» **Written instruction**: Show every line that has the string "screenshot" in it.

## begin Items

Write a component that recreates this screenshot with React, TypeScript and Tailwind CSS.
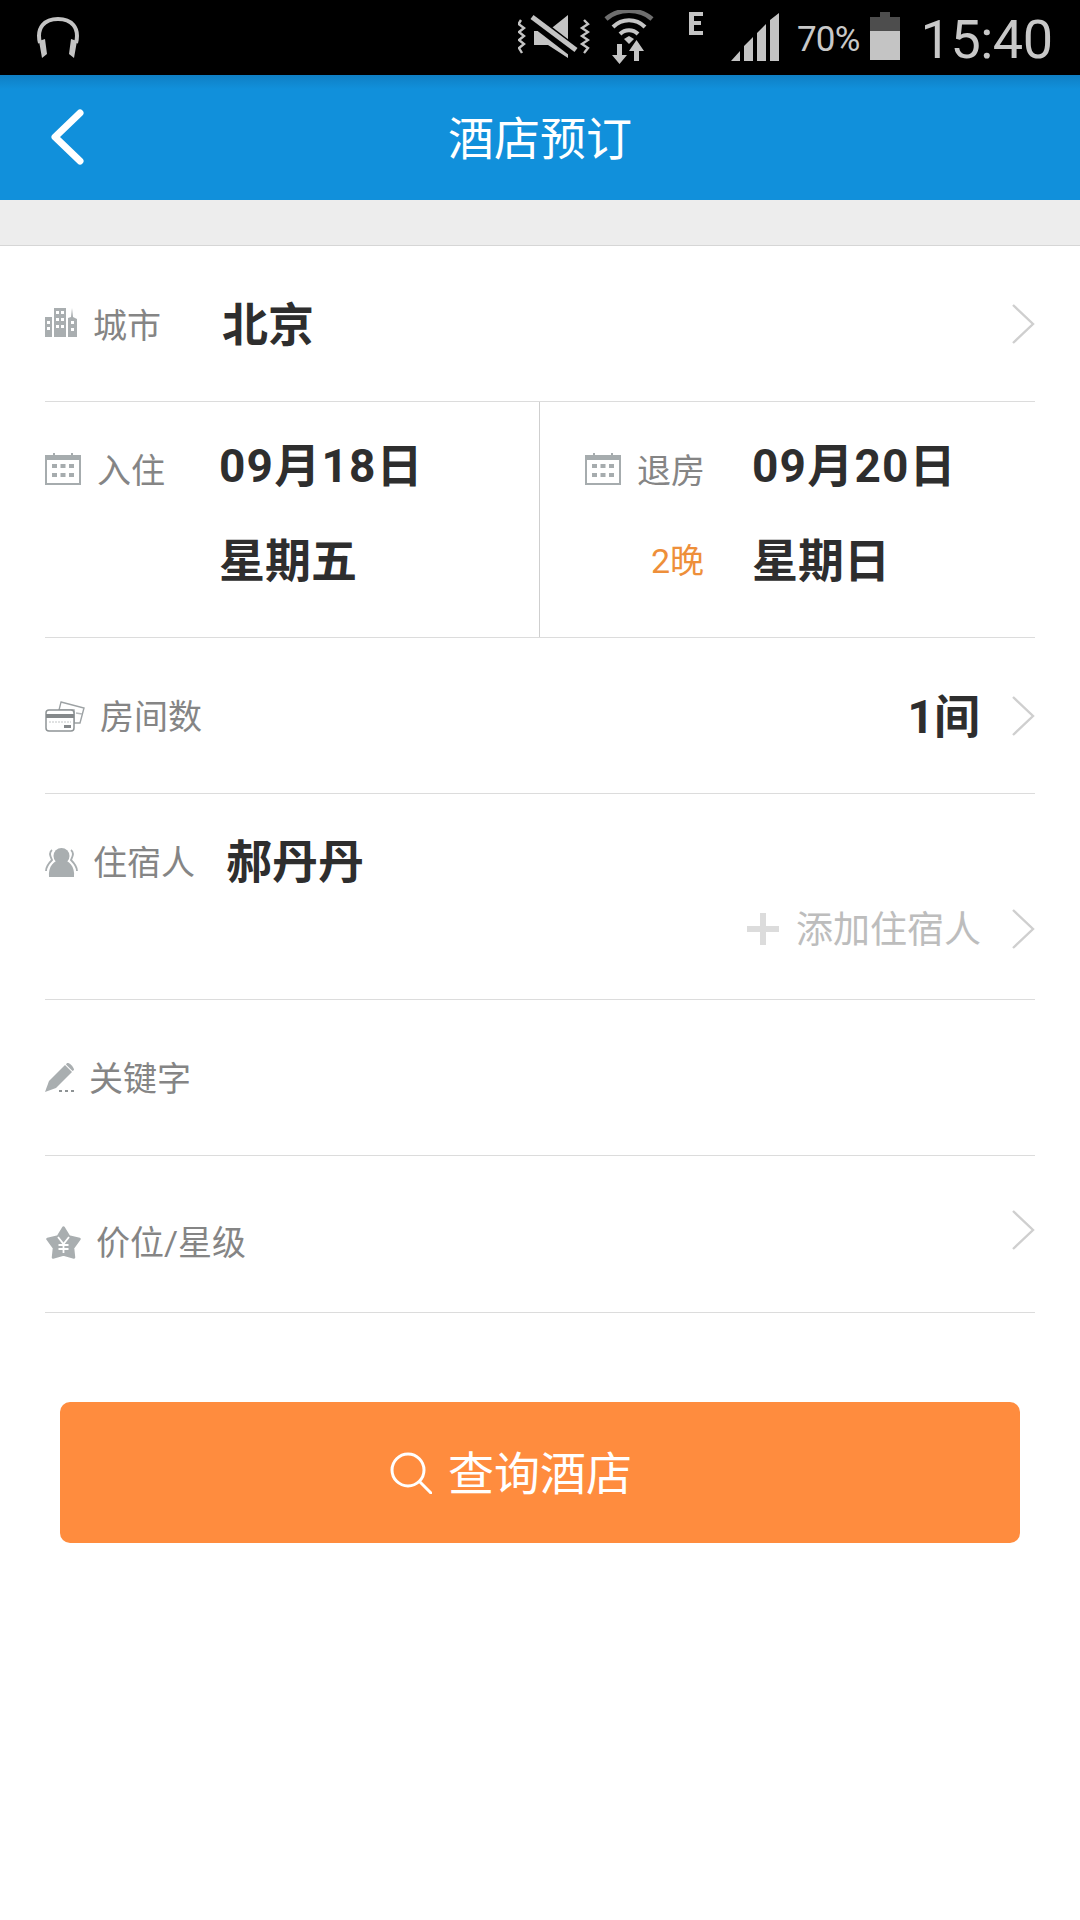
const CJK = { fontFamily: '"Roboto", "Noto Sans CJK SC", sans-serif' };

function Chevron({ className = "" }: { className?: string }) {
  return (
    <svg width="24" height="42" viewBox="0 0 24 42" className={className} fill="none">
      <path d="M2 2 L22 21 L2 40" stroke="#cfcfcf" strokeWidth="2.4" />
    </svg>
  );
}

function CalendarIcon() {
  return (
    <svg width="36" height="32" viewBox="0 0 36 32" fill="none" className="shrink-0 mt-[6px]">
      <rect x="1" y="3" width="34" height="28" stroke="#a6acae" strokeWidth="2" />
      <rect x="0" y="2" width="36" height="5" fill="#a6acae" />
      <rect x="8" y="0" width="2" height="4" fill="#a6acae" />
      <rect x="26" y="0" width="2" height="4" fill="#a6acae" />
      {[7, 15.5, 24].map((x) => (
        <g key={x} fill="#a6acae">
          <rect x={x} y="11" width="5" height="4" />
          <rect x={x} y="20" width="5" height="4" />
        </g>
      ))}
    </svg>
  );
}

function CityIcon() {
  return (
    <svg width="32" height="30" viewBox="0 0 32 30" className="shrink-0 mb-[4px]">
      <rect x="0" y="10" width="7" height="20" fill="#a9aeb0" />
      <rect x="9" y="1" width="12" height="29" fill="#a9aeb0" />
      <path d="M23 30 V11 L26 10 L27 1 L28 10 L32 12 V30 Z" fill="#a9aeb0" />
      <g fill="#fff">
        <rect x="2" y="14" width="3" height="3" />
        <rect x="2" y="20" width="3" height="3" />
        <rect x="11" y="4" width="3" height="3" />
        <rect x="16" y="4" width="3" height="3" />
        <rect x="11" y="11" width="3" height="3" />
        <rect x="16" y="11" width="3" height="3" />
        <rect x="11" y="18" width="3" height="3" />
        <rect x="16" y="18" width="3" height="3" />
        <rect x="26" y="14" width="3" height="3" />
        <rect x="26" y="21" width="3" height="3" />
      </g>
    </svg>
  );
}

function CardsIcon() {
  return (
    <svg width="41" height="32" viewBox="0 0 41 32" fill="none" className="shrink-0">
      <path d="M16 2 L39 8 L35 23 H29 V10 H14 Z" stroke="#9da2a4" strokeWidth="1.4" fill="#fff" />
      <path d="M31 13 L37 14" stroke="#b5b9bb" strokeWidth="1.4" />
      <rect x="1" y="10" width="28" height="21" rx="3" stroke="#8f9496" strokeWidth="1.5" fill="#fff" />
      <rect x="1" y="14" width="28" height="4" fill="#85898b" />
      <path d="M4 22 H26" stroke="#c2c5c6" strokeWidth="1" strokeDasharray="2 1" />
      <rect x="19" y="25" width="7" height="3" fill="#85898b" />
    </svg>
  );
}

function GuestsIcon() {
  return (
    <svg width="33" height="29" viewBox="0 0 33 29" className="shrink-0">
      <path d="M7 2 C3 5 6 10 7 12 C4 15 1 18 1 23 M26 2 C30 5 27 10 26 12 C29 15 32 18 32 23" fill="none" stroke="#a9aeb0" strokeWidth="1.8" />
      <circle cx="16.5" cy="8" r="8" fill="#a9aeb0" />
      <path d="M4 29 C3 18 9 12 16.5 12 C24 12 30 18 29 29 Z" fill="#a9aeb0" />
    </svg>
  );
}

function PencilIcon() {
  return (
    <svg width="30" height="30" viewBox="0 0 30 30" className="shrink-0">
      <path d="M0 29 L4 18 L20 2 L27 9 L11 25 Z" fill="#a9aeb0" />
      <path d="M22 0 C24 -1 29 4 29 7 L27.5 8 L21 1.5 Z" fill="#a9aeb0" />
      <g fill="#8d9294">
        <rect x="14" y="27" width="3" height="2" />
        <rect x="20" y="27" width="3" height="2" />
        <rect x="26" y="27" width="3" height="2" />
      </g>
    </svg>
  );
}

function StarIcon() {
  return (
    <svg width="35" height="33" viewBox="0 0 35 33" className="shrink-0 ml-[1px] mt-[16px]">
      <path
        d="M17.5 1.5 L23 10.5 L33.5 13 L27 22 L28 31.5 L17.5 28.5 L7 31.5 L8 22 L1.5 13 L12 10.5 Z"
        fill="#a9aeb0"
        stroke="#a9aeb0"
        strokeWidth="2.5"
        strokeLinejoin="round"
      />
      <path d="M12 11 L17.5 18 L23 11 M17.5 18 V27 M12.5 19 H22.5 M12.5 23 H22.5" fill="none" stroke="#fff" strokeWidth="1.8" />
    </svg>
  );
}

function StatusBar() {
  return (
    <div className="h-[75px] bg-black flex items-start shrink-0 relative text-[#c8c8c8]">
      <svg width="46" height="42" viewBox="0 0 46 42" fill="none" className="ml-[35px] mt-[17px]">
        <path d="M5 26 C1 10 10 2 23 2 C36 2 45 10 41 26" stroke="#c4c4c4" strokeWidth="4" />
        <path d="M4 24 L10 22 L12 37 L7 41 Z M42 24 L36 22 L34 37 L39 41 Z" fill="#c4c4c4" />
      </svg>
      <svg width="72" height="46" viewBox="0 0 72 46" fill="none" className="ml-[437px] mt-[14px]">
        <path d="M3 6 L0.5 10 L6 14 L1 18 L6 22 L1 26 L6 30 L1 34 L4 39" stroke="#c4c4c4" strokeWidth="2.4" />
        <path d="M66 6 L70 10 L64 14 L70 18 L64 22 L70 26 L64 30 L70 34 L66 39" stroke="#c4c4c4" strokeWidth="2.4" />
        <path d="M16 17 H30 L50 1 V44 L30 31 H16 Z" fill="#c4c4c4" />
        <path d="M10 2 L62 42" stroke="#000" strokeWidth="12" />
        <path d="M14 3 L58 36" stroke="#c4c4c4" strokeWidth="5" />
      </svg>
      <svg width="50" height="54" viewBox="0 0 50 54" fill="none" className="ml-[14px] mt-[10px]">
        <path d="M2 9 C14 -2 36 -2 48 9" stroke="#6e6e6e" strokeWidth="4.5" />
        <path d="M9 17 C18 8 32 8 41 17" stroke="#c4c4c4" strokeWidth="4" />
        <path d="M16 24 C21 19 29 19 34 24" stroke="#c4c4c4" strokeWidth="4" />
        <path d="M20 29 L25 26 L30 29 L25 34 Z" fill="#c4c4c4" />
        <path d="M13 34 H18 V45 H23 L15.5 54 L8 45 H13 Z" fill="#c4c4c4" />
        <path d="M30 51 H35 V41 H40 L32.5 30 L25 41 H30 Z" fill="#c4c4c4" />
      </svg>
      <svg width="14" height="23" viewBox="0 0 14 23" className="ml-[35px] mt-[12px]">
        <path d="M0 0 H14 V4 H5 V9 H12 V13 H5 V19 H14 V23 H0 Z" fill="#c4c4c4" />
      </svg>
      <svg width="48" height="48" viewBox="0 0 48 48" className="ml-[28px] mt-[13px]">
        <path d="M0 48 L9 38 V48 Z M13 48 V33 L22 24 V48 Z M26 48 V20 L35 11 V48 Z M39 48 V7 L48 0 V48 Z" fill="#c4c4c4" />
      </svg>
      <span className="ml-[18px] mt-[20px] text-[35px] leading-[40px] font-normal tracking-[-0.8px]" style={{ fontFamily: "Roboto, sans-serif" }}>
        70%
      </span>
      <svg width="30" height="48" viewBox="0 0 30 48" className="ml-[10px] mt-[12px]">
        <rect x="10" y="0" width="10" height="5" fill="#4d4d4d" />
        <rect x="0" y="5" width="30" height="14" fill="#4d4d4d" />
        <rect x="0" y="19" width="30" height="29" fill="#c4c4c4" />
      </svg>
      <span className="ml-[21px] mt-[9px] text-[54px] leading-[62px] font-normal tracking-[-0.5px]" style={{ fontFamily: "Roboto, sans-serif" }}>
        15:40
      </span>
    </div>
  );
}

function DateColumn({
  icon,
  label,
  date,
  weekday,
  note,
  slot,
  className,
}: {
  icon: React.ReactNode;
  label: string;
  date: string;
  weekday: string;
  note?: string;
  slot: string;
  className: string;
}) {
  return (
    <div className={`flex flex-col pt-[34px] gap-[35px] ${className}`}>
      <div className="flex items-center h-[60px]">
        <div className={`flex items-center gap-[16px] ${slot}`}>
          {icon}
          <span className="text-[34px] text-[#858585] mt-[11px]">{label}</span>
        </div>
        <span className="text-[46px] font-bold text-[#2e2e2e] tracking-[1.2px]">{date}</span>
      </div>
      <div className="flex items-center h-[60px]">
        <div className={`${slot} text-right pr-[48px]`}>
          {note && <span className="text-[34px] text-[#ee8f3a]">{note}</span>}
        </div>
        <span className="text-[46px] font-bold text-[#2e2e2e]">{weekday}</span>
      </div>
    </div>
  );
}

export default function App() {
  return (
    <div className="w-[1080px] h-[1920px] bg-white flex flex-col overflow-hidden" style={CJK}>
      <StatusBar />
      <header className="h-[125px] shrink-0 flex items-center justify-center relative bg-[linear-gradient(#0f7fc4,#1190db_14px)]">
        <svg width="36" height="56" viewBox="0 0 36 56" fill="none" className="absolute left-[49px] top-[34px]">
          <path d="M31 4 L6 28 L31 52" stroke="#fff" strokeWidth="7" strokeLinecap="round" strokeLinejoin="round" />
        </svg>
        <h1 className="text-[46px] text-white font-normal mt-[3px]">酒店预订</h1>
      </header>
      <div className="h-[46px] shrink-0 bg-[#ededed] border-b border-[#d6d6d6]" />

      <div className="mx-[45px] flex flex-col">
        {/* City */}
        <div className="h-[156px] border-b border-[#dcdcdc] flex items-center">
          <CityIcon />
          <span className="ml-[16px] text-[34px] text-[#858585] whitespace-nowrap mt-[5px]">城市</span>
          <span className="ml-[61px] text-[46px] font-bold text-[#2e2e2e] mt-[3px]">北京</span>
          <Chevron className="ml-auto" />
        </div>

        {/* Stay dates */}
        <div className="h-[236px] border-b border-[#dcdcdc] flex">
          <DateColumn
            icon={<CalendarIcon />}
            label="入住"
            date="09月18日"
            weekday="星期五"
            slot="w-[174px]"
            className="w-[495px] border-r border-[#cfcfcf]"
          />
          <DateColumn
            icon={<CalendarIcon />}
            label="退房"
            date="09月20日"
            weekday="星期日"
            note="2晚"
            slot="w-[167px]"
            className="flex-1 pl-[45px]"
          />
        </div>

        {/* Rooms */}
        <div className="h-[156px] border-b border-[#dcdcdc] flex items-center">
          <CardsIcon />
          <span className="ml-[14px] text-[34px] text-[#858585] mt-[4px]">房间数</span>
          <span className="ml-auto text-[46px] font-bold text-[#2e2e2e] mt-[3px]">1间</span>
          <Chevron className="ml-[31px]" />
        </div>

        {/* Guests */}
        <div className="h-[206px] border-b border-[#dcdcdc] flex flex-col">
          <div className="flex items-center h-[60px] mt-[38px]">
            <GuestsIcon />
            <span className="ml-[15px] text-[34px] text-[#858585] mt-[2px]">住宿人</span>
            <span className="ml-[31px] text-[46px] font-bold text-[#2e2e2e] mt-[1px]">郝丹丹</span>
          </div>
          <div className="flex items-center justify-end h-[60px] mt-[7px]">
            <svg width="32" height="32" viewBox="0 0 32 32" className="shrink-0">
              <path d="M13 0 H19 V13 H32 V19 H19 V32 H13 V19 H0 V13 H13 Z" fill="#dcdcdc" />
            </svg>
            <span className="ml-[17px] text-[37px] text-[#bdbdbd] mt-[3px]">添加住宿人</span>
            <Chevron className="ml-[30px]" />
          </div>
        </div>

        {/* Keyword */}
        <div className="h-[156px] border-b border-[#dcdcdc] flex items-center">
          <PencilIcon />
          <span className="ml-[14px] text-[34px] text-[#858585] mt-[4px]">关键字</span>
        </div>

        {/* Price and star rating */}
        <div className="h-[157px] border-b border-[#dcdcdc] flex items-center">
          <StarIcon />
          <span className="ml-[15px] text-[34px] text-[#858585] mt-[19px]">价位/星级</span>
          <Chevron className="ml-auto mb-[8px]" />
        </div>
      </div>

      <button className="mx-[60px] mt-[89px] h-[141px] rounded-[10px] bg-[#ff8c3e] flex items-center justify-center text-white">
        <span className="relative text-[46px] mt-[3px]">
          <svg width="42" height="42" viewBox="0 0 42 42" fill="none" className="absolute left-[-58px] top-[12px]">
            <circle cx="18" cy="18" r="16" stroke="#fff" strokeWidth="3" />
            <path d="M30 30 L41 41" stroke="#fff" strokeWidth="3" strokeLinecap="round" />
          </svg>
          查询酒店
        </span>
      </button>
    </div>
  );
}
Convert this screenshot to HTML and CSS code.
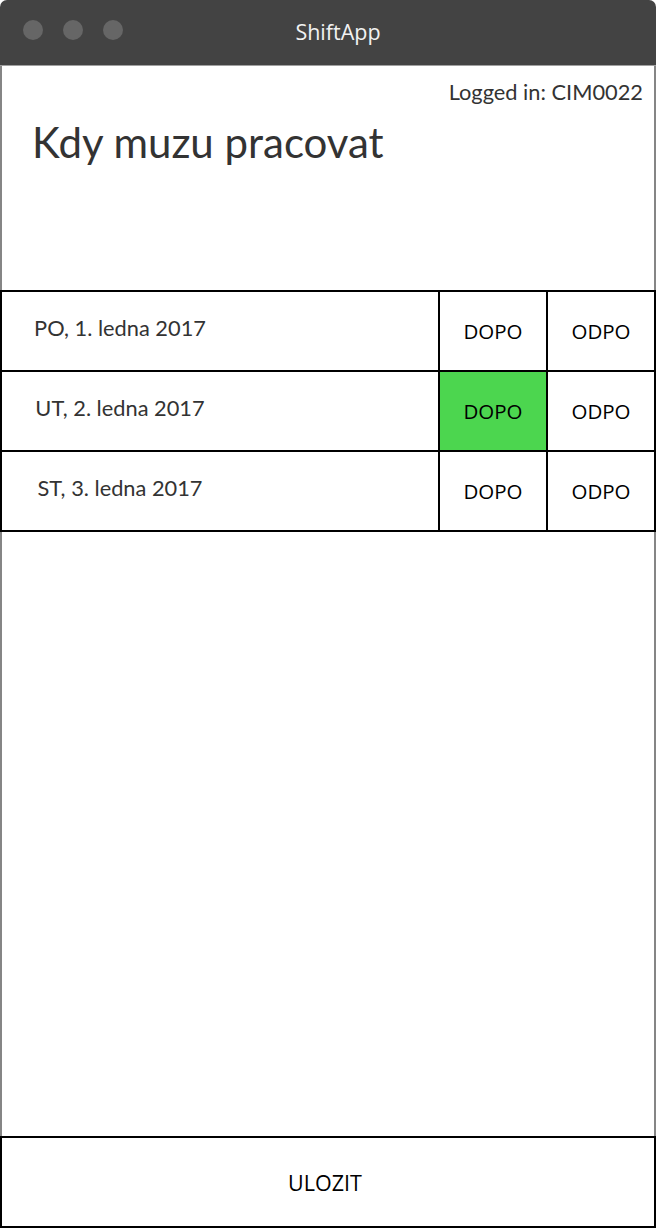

## end Items

» **Exercise answer**:
Write a component that recreates this screenshot with React, TypeScript and Tailwind CSS.
Convert this screenshot to HTML and CSS code.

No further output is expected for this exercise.